Lifestyle

FDA Authorizes Pfizer COVID-19 Vaccine

by Kristine Cannon
Biontech Pfizer vaccine
Alex Gottschalk/DeFodi Images via Getty Images

Millions of doses of the coronavirus vaccine will be sent nationwide over the next week

Nine months into this pandemic, and the U.S. has finally authorized its first vaccine against the novel coronavirus, the New York Times reports. Pfizer-BioNTech’s two-dose COVID-19 vaccine was approved by the Food and Drug Administration (FDA) for emergency use on Friday; and within days, millions of vulnerable people should start receiving the vaccine.

The authorization of the vaccine followed a 17-4 vote of confidence from an advisory panel of experts. And within 24 hours, the first doses should be shipped out nationwide, with healthcare workers and nursing home residents given the first doses.

“The FDA’s authorization for emergency use of the first COVID-19 vaccine is a significant milestone in battling this devastating pandemic that has affected so many families in the United States and around the world,” said FDA commissioner Stephen Hahn, per Buzzfeed News. “The tireless work to develop a new vaccine to prevent this novel, serious, and life-threatening disease in an expedited timeframe after its emergence is a true testament to scientific innovation and public-private collaboration worldwide.”

Dr. Anthony Fauci, chief of the National Institute of Allergy and Infectious Diseases, called the quick approval of the vaccine “inconceivable.”

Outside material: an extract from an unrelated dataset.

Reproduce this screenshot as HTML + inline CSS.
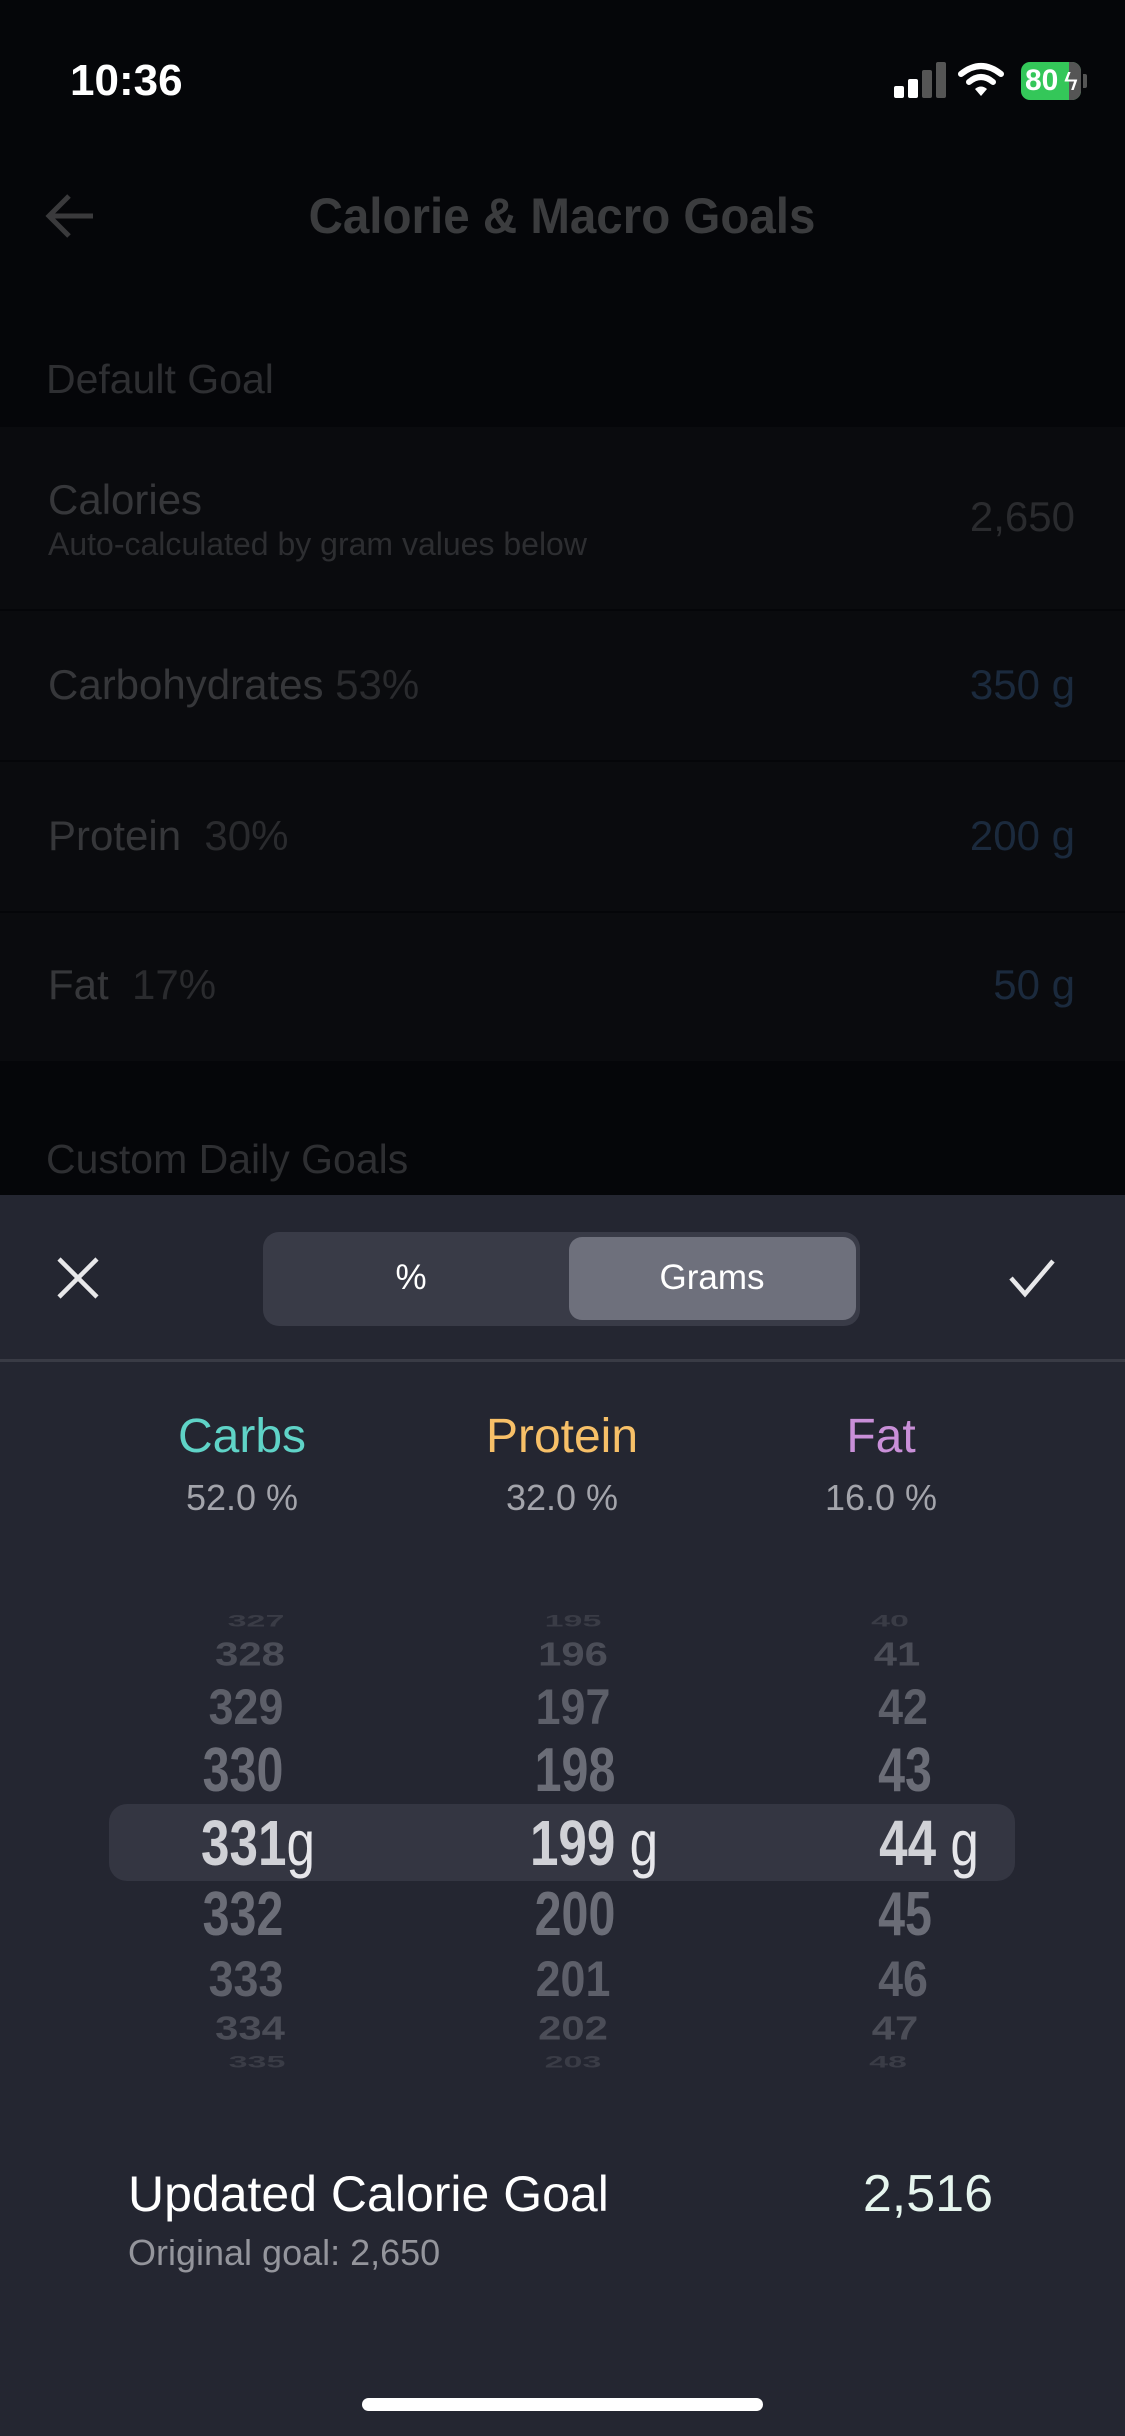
<!DOCTYPE html>
<html><head><meta charset="utf-8"><style>
*{margin:0;padding:0;box-sizing:border-box}
body{width:1125px;height:2436px;background:#050609;position:relative;overflow:hidden;font-family:"Liberation Sans",sans-serif}
.t{position:absolute;white-space:nowrap;height:80px;line-height:80px}
.c{transform:translateX(-50%)}
.r{transform:translateX(-100%)}
.n{position:absolute;white-space:nowrap;font-weight:bold;line-height:1}
</style></head><body>
<!-- status -->
<div class="t" style="left:70px;top:41px;font-size:44px;font-weight:bold;color:#fff">10:36</div>
<div style="position:absolute;left:894px;top:86px;width:10px;height:12px;background:#fff;border-radius:2px"></div>
<div style="position:absolute;left:908px;top:79px;width:10px;height:19px;background:#fff;border-radius:2px"></div>
<div style="position:absolute;left:922px;top:70px;width:10px;height:28px;background:#555;border-radius:2px"></div>
<div style="position:absolute;left:936px;top:62px;width:10px;height:36px;background:#555;border-radius:2px"></div>
<svg style="position:absolute;left:958px;top:62px" width="46" height="36" viewBox="0 0 46 36"><path d="M3 12 Q23 -4 43 12" stroke="#fff" stroke-width="6" fill="none" stroke-linecap="round"/><path d="M11 20 Q23 10 35 20" stroke="#fff" stroke-width="6" fill="none" stroke-linecap="round"/><path d="M17 27 L23 34 L29 27 Q23 22 17 27Z" fill="#fff"/></svg>
<div style="position:absolute;left:1021px;top:62px;width:60px;height:38px;background:#34c759;border-radius:9px;overflow:hidden"><div style="position:absolute;right:0;top:0;width:12px;height:38px;background:#555"></div><div style="position:absolute;left:4px;top:0;line-height:38px;font-size:30px;font-weight:bold;color:#fff">80</div><div style="position:absolute;left:43px;top:0;line-height:38px;font-size:26px;color:#fff">ϟ</div></div>
<div style="position:absolute;left:1083px;top:74px;width:4px;height:14px;background:#555;border-radius:0 2px 2px 0"></div>
<!-- header -->
<svg style="position:absolute;left:45px;top:190px" width="52" height="52" viewBox="0 0 52 52"><path d="M48 26 H5 M24 6 L4 26 L24 46" stroke="#3a3a3c" stroke-width="5" fill="none"/></svg>
<div class="t c" style="left:562px;top:176px;font-size:50px;font-weight:bold;color:#3b3c3e;transform:translateX(-50%) scaleX(.95)">Calorie &amp; Macro Goals</div>
<div class="t" style="left:46px;top:339px;font-size:41px;color:#2e2f32">Default Goal</div>
<div style="position:absolute;left:0;top:427px;width:1125px;height:634px;background:#0a0b0e"></div>
<div style="position:absolute;left:0;top:609px;width:1125px;height:2px;background:#050609"></div>
<div style="position:absolute;left:0;top:760px;width:1125px;height:2px;background:#050609"></div>
<div style="position:absolute;left:0;top:911px;width:1125px;height:2px;background:#050609"></div>
<div class="t" style="left:48px;top:460px;font-size:42px;color:#36373a">Calories</div>
<div class="t" style="left:48px;top:504px;font-size:32px;color:#2d2e31">Auto-calculated by gram values below</div>
<div class="t r" style="left:1075px;top:477px;font-size:42px;color:#2a2b2e">2,650</div>
<div class="t" style="left:48px;top:645px;font-size:42px;color:#36373a">Carbohydrates <span style="color:#2a2b2e">53%</span></div>
<div class="t r" style="left:1075px;top:645px;font-size:42px;color:#1b2a3d">350 g</div>
<div class="t" style="left:48px;top:796px;font-size:42px;color:#36373a">Protein <span style="color:#2a2b2e">&nbsp;30%</span></div>
<div class="t r" style="left:1075px;top:796px;font-size:42px;color:#1b2a3d">200 g</div>
<div class="t" style="left:48px;top:945px;font-size:42px;color:#36373a">Fat <span style="color:#2a2b2e">&nbsp;17%</span></div>
<div class="t r" style="left:1075px;top:945px;font-size:42px;color:#1b2a3d">50 g</div>
<div class="t" style="left:46px;top:1119px;font-size:41px;color:#2e2f32">Custom Daily Goals</div>
<!-- sheet -->
<div style="position:absolute;left:0;top:1195px;width:1125px;height:1241px;background:#242631"></div>
<svg style="position:absolute;left:56px;top:1256px" width="44" height="44" viewBox="0 0 44 44"><path d="M3 3 L41 41 M41 3 L3 41" stroke="#e8e8ea" stroke-width="4.5" fill="none"/></svg>
<div style="position:absolute;left:263px;top:1232px;width:597px;height:94px;background:#393b47;border-radius:16px"></div>
<div style="position:absolute;left:569px;top:1237px;width:287px;height:83px;background:#6e707c;border-radius:13px"></div>
<div class="t c" style="left:411px;top:1238px;font-size:35px;color:#fff">%</div>
<div class="t c" style="left:712px;top:1238px;font-size:35px;color:#fff">Grams</div>
<svg style="position:absolute;left:1008px;top:1258px" width="48" height="40" viewBox="0 0 48 40"><path d="M3 20 L17 36 L45 3" stroke="#e8e8ea" stroke-width="4.5" fill="none"/></svg>
<div style="position:absolute;left:0;top:1359px;width:1125px;height:3px;background:#393b45"></div>
<div class="t c" style="left:242px;top:1397px;font-size:48px;color:#5fd3c7">Carbs</div>
<div class="t c" style="left:562px;top:1397px;font-size:48px;color:#f7c068">Protein</div>
<div class="t c" style="left:881px;top:1397px;font-size:48px;color:#c98fd8">Fat</div>
<div class="t c" style="left:242px;top:1458px;font-size:36px;color:#a3a4ab">52.0 %</div>
<div class="t c" style="left:562px;top:1458px;font-size:36px;color:#a3a4ab">32.0 %</div>
<div class="t c" style="left:881px;top:1458px;font-size:36px;color:#a3a4ab">16.0 %</div>
<!-- picker -->
<div style="position:absolute;left:109px;top:1804px;width:906px;height:77px;background:#343642;border-radius:18px"></div>
<div class="n" style="left:256px;top:1621px;font-size:34px;color:#3a3c46;transform:translate(-50%,-50%) scale(1,.5)">327</div>
<div class="n" style="left:573px;top:1621px;font-size:34px;color:#3a3c46;transform:translate(-50%,-50%) scale(1,.5)">195</div>
<div class="n" style="left:890px;top:1621px;font-size:34px;color:#3a3c46;transform:translate(-50%,-50%) scale(1,.5)">40</div>
<div class="n" style="left:250px;top:1655px;font-size:44px;color:#4b4d57;transform:translate(-50%,-50%) scale(.95,.75)">328</div>
<div class="n" style="left:573px;top:1655px;font-size:44px;color:#4b4d57;transform:translate(-50%,-50%) scale(.95,.75)">196</div>
<div class="n" style="left:897px;top:1655px;font-size:44px;color:#4b4d57;transform:translate(-50%,-50%) scale(.95,.75)">41</div>
<div class="n" style="left:246px;top:1707px;font-size:56px;color:#5d5f69;transform:translate(-50%,-50%) scale(.8,.9)">329</div>
<div class="n" style="left:573px;top:1707px;font-size:56px;color:#5d5f69;transform:translate(-50%,-50%) scale(.8,.9)">197</div>
<div class="n" style="left:903px;top:1707px;font-size:56px;color:#5d5f69;transform:translate(-50%,-50%) scale(.8,.9)">42</div>
<div class="n" style="left:243px;top:1771px;font-size:62px;color:#6b6d77;transform:translate(-50%,-50%) scale(.78,1)">330</div>
<div class="n" style="left:575px;top:1771px;font-size:62px;color:#6b6d77;transform:translate(-50%,-50%) scale(.78,1)">198</div>
<div class="n" style="left:905px;top:1771px;font-size:62px;color:#6b6d77;transform:translate(-50%,-50%) scale(.78,1)">43</div>
<div class="n" style="left:258px;top:1843px;font-size:64px;color:#d0d1d6;transform:translate(-50%,-50%) scale(.8,1)">331<span style="font-weight:normal;color:#e6e6ea">g</span></div>
<div class="n" style="left:594px;top:1843px;font-size:64px;color:#d0d1d6;transform:translate(-50%,-50%) scale(.8,1)">199<span style="font-weight:normal;color:#e6e6ea">&nbsp;g</span></div>
<div class="n" style="left:929px;top:1843px;font-size:64px;color:#d0d1d6;transform:translate(-50%,-50%) scale(.8,1)">44<span style="font-weight:normal;color:#e6e6ea">&nbsp;g</span></div>
<div class="n" style="left:243px;top:1915px;font-size:62px;color:#6b6d77;transform:translate(-50%,-50%) scale(.78,1)">332</div>
<div class="n" style="left:575px;top:1915px;font-size:62px;color:#6b6d77;transform:translate(-50%,-50%) scale(.78,1)">200</div>
<div class="n" style="left:905px;top:1915px;font-size:62px;color:#6b6d77;transform:translate(-50%,-50%) scale(.78,1)">45</div>
<div class="n" style="left:246px;top:1979px;font-size:56px;color:#5d5f69;transform:translate(-50%,-50%) scale(.8,.9)">333</div>
<div class="n" style="left:573px;top:1979px;font-size:56px;color:#5d5f69;transform:translate(-50%,-50%) scale(.8,.9)">201</div>
<div class="n" style="left:903px;top:1979px;font-size:56px;color:#5d5f69;transform:translate(-50%,-50%) scale(.8,.9)">46</div>
<div class="n" style="left:250px;top:2029px;font-size:44px;color:#4b4d57;transform:translate(-50%,-50%) scale(.95,.75)">334</div>
<div class="n" style="left:573px;top:2029px;font-size:44px;color:#4b4d57;transform:translate(-50%,-50%) scale(.95,.75)">202</div>
<div class="n" style="left:895px;top:2029px;font-size:44px;color:#4b4d57;transform:translate(-50%,-50%) scale(.95,.75)">47</div>
<div class="n" style="left:257px;top:2062px;font-size:34px;color:#3a3c46;transform:translate(-50%,-50%) scale(1,.5)">335</div>
<div class="n" style="left:573px;top:2062px;font-size:34px;color:#3a3c46;transform:translate(-50%,-50%) scale(1,.5)">203</div>
<div class="n" style="left:888px;top:2062px;font-size:34px;color:#3a3c46;transform:translate(-50%,-50%) scale(1,.5)">48</div>
<!-- footer -->
<div class="t" style="left:128px;top:2154px;font-size:50px;color:#fff">Updated Calorie Goal</div>
<div class="t r" style="left:993px;top:2154px;font-size:52px;color:#e6f5ee">2,516</div>
<div class="t" style="left:128px;top:2213px;font-size:36px;color:#94959c">Original goal: 2,650</div>
<div style="position:absolute;left:362px;top:2398px;width:401px;height:13px;background:#fff;border-radius:7px"></div>
</body></html>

“Actually having the vaccine in somebody’s arm in less than a year — 11 months to be exact, from January to the beginning of December — it would have been inconceivable to me a year or two or three ago,” Fauci said at a JAMA Network event on Friday.

Health and Human Services Secretary Alex Azar echoed Fauci’s sentiment.

“It is nothing short of a medical miracle to have FDA authorization of a vaccine for COVID-19 just over 11 months since the virus was made known to the world,” Azar said in announcing the decision Friday night, per Los Angeles Times.

Fauci added the he plans to get the vaccine publicly, following a trend of other high-profile Americans vowing to do the same, including former presidents Barack Obama, Bill Clinton, and George W. Bush — as a way to promote public confidence in the COVID-19 vaccine.

“People like Anthony Fauci, who I know, and I’ve worked with, I trust completely,” Obama said in an interview with SiriusXM. “So, if Anthony Fauci tells me this vaccine is safe, and can vaccinate, you know, immunize you from getting COVID, absolutely, I’m going to take it.”

The COVID-19 vaccine developed Pfizer Inc. and BioNTech was shown to be 95 percent effective in clinical trials. Pfizer said that, in addition to delivering millions of doses across the U.S., including 327,000 to California, they can produce as many as 50 million doses by the end of the year.

But to those who believe that because we now have a vaccine, we’ll return to normal overnight. According to Dr. George Daley, dean of Harvard Medical School, expect “many more months of infection prevention,” including mask wearing and social distancing.

“Vaccines will not offer an overnight solution,” Daley said. “We need to brace ourselves for many more months of infection prevention and distancing measures as the vaccines are rolled out.”